## WHAT THE TASK ASKS:
Write out the material exactly. Do not include the pictures.

————————

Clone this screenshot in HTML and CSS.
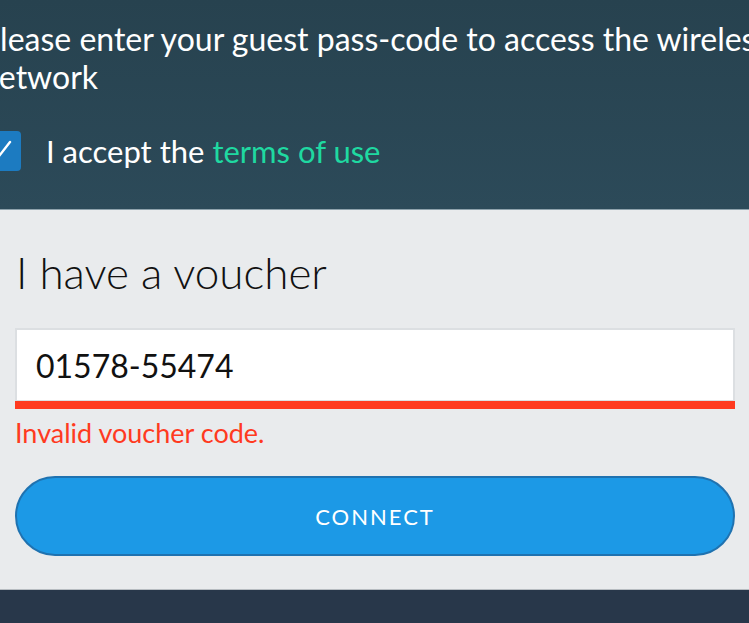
FILE: index.html
```html
<!DOCTYPE html>
<html lang="en">
<head>
    <meta charset="UTF-8">
    <meta name="viewport" content="width=device-width, initial-scale=1.0">
    <title>Guest Portal</title>
    <link rel="stylesheet" href="styles.css">
</head>
<body>
    <div class="page">
        <header class="intro">
            <p class="intro-text">Please enter your guest pass-code to access the wireless network</p>

            <label class="accept">
                <span class="check">
                    <svg width="40" height="40" viewBox="0 0 40 40">
                        <path d="M9 22 L15 29 L29 11" fill="none" stroke="#fff" stroke-width="2.4" stroke-linecap="round" stroke-linejoin="round"/>
                    </svg>
                </span>
                <span>I accept the <a href="#" class="terms">terms of use</a></span>
            </label>
        </header>

        <main class="voucher">
            <h2 class="voucher-title">I have a voucher</h2>

            <div class="field">
                <input type="text" class="field-input" value="01578-55474">
            </div>
            <p class="error">Invalid voucher code.</p>

            <button class="connect">CONNECT</button>
        </main>

        <footer class="footer"></footer>
    </div>
</body>
</html>
```

FILE: styles.css
```css
html, body {
    margin: 0;
    padding: 0;
}

body {
    font-family: Lato, "Open Sans", sans-serif;
    background-color: #28374a;
    overflow: hidden;
    width: 749px;
    height: 623px;
}

.page {
    display: flex;
    flex-direction: column;
    height: 623px;
}

.intro {
    background: linear-gradient(#27424f, #2c4a59);
    padding: 20px 0 38px;
    border-bottom: 1px solid #8ea2ac;
}

.intro-text {
    margin: 0 0 0 -19px;
    width: 800px;
    color: #ffffff;
    font-size: 32px;
    line-height: 38px;
}

.accept {
    display: flex;
    align-items: center;
    gap: 25px;
    margin: 35px 0 0 -19px;
    color: #ffffff;
    font-size: 31px;
    line-height: 40px;
}

.check {
    width: 40px;
    height: 40px;
    border-radius: 4px;
    background-color: #1c7bc1;
    display: flex;
}

.terms {
    color: #1fd9a1;
    text-decoration: none;
}

.voucher {
    background-color: #e9ebed;
    padding: 36px 14px 33px 15px;
    border-bottom: 1px solid #b7bcc1;
}

.voucher-title {
    margin: 0;
    font-size: 44px;
    font-weight: 300;
    line-height: 52px;
    color: #111111;
    padding-left: 1px;
}

.field {
    margin-top: 30px;
    border-bottom: 8px solid #ff3a1f;
}

.field-input {
    display: block;
    box-sizing: border-box;
    width: 100%;
    height: 73px;
    border: 2px solid #dcdfe2;
    border-bottom-width: 1px;
    background-color: #ffffff;
    padding: 0 19px;
    font-family: Lato, sans-serif;
    font-size: 32px;
    color: #111111;
    outline: none;
}

.error {
    margin: 9px 0 0;
    font-size: 27px;
    line-height: 30px;
    color: #ff3a1f;
}

.connect {
    display: block;
    width: 100%;
    height: 80px;
    margin-top: 28px;
    border: 2px solid #1f72b0;
    border-radius: 40px;
    background-color: #1c99e6;
    color: #ffffff;
    font-family: Lato, sans-serif;
    font-size: 22px;
    letter-spacing: 2px;
    cursor: pointer;
}

.footer {
    flex: 1;
    background-color: #28374a;
}
```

————————

## THE REPLY:
Clone this screenshot in HTML and CSS.
FILE: index.html
```html
<!DOCTYPE html>
<html lang="en">
<head>
    <meta charset="UTF-8">
    <meta name="viewport" content="width=device-width, initial-scale=1.0">
    <title>Guest Portal</title>
    <link rel="stylesheet" href="styles.css">
</head>
<body>
    <div class="page">
        <header class="intro">
            <p class="intro-text">Please enter your guest pass-code to access the wireless network</p>

            <label class="accept">
                <span class="check">
                    <svg width="40" height="40" viewBox="0 0 40 40">
                        <path d="M9 22 L15 29 L29 11" fill="none" stroke="#fff" stroke-width="2.4" stroke-linecap="round" stroke-linejoin="round"/>
                    </svg>
                </span>
                <span>I accept the <a href="#" class="terms">terms of use</a></span>
            </label>
        </header>

        <main class="voucher">
            <h2 class="voucher-title">I have a voucher</h2>

            <div class="field">
                <input type="text" class="field-input" value="01578-55474">
            </div>
            <p class="error">Invalid voucher code.</p>

            <button class="connect">CONNECT</button>
        </main>

        <footer class="footer"></footer>
    </div>
</body>
</html>
```

FILE: styles.css
```css
html, body {
    margin: 0;
    padding: 0;
}

body {
    font-family: Lato, "Open Sans", sans-serif;
    background-color: #28374a;
    overflow: hidden;
    width: 749px;
    height: 623px;
}

.page {
    display: flex;
    flex-direction: column;
    height: 623px;
}

.intro {
    background: linear-gradient(#27424f, #2c4a59);
    padding: 20px 0 38px;
    border-bottom: 1px solid #8ea2ac;
}

.intro-text {
    margin: 0 0 0 -19px;
    width: 800px;
    color: #ffffff;
    font-size: 32px;
    line-height: 38px;
}

.accept {
    display: flex;
    align-items: center;
    gap: 25px;
    margin: 35px 0 0 -19px;
    color: #ffffff;
    font-size: 31px;
    line-height: 40px;
}

.check {
    width: 40px;
    height: 40px;
    border-radius: 4px;
    background-color: #1c7bc1;
    display: flex;
}

.terms {
    color: #1fd9a1;
    text-decoration: none;
}

.voucher {
    background-color: #e9ebed;
    padding: 36px 14px 33px 15px;
    border-bottom: 1px solid #b7bcc1;
}

.voucher-title {
    margin: 0;
    font-size: 44px;
    font-weight: 300;
    line-height: 52px;
    color: #111111;
    padding-left: 1px;
}

.field {
    margin-top: 30px;
    border-bottom: 8px solid #ff3a1f;
}

.field-input {
    display: block;
    box-sizing: border-box;
    width: 100%;
    height: 73px;
    border: 2px solid #dcdfe2;
    border-bottom-width: 1px;
    background-color: #ffffff;
    padding: 0 19px;
    font-family: Lato, sans-serif;
    font-size: 32px;
    color: #111111;
    outline: none;
}

.error {
    margin: 9px 0 0;
    font-size: 27px;
    line-height: 30px;
    color: #ff3a1f;
}

.connect {
    display: block;
    width: 100%;
    height: 80px;
    margin-top: 28px;
    border: 2px solid #1f72b0;
    border-radius: 40px;
    background-color: #1c99e6;
    color: #ffffff;
    font-family: Lato, sans-serif;
    font-size: 22px;
    letter-spacing: 2px;
    cursor: pointer;
}

.footer {
    flex: 1;
    background-color: #28374a;
}
```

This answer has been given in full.